Is It Legal To Carry Around a Tomahawk in Public?
The answer to this question will depend on which state you live in. If you have an open-carry permit, many states will allow you to carry your tactical tomahawk in public. In states without restrictions on open carry, you’re allowed to do the same. Notable exceptions are California, Colorado, and Texas, which prohibit the carrying of long blades in public.
However, you are not allowed to conceal-carry a tomahawk in most states. Knife laws typically recognize a sharp and deadly weapon to be longer than 5 inches, which is a category most tomahawks fall under. Police will question you as to your purpose for carrying the weapon, so don’t leave the house with it without a legitimate reason.
What Kind of Tomahawk Does the Military Use?
No branch of the U.S. military has a standard-issue tomahawk. However, special operators have been known to own and use tomahawks in the field. The brand and product are dependent on the individual’s preference.
How Heavy Should a Tactical Tomahawk Be?
Your tactical tomahawk should not be above 3 pounds without attachments; it should be under 2 pounds preferably. Beyond that, the size of the axe isn’t ideal for the weight, decreasing balance, and your ability to wield it seamlessly.
How Do You Throw a Tactical Tomahawk?
Before we answer this question, it’s worthy to mention that not all tomahawks are designed to be thrown. Some are more aerodynamic than others; find out if yours is up to the task before you get down to some target practice.
To throw a tomahawk, square your shoulders towards the target. Grip the handle of the tomahawk with one hand at the bottom of the shaft. The blade should be perfectly in line with your hand, otherwise, it won’t fly straight through the air.

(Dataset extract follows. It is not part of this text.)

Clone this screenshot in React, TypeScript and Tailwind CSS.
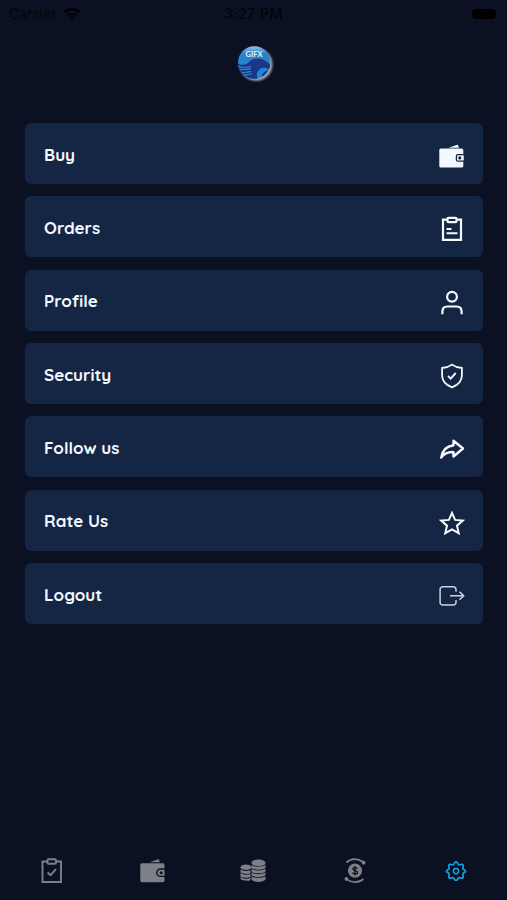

After you’ve got a good grip on your hawk, bring your arm above your head. In a natural fluid motion, swing your hand back down with enough force to make the tomahawk fly, and let it slip out of your hand, keeping your arm straight. If you don’t hit your mark, adjust the position of your thumb to match your index, straighten the blade, and try again. You’ll get the hang of it in no time.